Black Sheep, Susan Hill

I know of people’s love for Susan Hill, and the acclaim for her writing, especially The Woman in Black, but reading Black Sheep this year was the result of a few happy accidents. First my occasional speedy scan of the library shelves. It’s at the end of my road and you can order books, but usually they’ll arrive seventeen weeks later, whereas looking at what’s in throws up some ideas I wouldn’t have come up with myself, and suggests writers that have always been on my list, but are now hidden under many years of newer must-reads. A few weeks’ ago I was also desperately (this is a valid use of an adverb; I was desperate) searching for short books, so that I could get back on track with my self-imposed and futile reading schedule.

All this brought Black Sheep to me. I was expecting a crime, mystery or ghost story, but Hill’s bleak, on-the-nose tale of the experiences of a post-war mining family is as unreal as anything with spooks.

Evie Howker cares for four sons, a daughter, her husband and her father-in-law in the pit village called Mount of Zeal, whose upper terrace is known as Paradise. The younger two, Rose and Ted, have ideas past the pits where their elder siblings already work, and have to choose between loyalty to themselves and their families.

Mount of Zeal is awful. Think of the Colonies in The Handmaid’s Tale. The women work as hard as the men, though above ground, and yet nowhere and nothing is free of the layers of soot from the mine. My grandma and her family were in the mills, which compared to Hill’s creation of this pit community seem almost a free pass, which they of course were not.

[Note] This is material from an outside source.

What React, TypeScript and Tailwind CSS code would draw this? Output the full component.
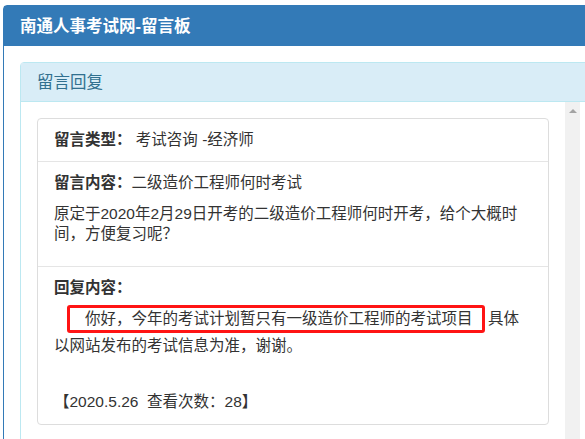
const FONT = '"Liberation Sans", "Noto Sans CJK SC", sans-serif';

export default function App() {
  return (
    <div className="h-[439px] w-[585px] overflow-hidden bg-white pl-[3px] pt-[5px] text-[#333]" style={{ fontFamily: FONT }}>
      <div className="h-[460px] w-[620px] rounded-t-[4px] border border-[#337ab7]">
        <div className="flex h-[40px] items-center bg-[#337ab7] px-[16px] text-[16.5px] font-bold text-white">
          南通人事考试网-留言板
        </div>
        <div className="pl-[16px] pt-[16px]">
          <div className="h-[400px] w-[620px] rounded-t-[4px] border border-[#bce8f1]">
            <div className="flex h-[39px] items-center border-b border-[#bce8f1] bg-[#d9edf7] px-[16px] text-[16.5px] text-[#31708f]">
              留言回复
            </div>
            <div className="flex">
              <div className="w-[544px] px-[16px] pt-[16px]">
                <div className="rounded-[4px] border border-[#ddd] text-[15.5px]">
                  <div className="px-[16px] py-[10px] leading-[22px]">
                    <span className="font-bold">留言类型：</span> 考试咨询 -经济师
                  </div>
                  <div className="border-t border-[#e5e5e5] px-[16px] pb-[22px] pt-[10px]">
                    <div className="leading-[22px]">
                      <span className="font-bold">留言内容：</span>二级造价工程师何时考试
                    </div>
                    <p className="mt-[10px] leading-[20px]">
                      原定于2020年2月29日开考的二级造价工程师何时开考，给个大概时间，方便复习呢？
                    </p>
                  </div>
                  <div className="relative border-t border-[#e5e5e5] px-[16px] pb-[11px] pt-[10px]">
                    <div className="font-bold leading-[22px]">回复内容：</div>
                    <p className="mt-[6px] leading-[27px]">
                      {'\u3000\u3000你好，今年的考试计划暂只有一级造价工程师的考试项目\u3000具体以网站发布的考试信息为准，谢谢。'}
                    </p>
                    <div className="absolute left-[29px] top-[38px] h-[28px] w-[418px] rounded-[3px] border-[3px] border-[#ff1414]" />
                    <div className="mt-[32px] leading-[22px]">【2020.5.26&nbsp; 查看次数：28】</div>
                  </div>
                </div>
              </div>
              <div className="flex h-[340px] w-[15px] justify-center bg-[#f1f1f1] pt-[7px]">
                <div className="h-0 w-0 border-x-[4px] border-b-[4px] border-x-transparent border-b-[#a3a3a3]" />
              </div>
            </div>
          </div>
        </div>
      </div>
    </div>
  );
}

Hill’s close and small tale of their lives and aspirations, where fate rules all and the son of a pit manager is considered the uttermost royalty of society is honest and terrifying. I found it more brutal because so many of us would have been living in these situations a century ago. I am so happy that central heating is part of my life. While we feel, for good reason, that we’re facing great hardship in the coming decades, whenever I’m feeling a bit blue I can remind myself I wasn’t born in the Mount of Zeal, and I’ve a long way to go before I get there.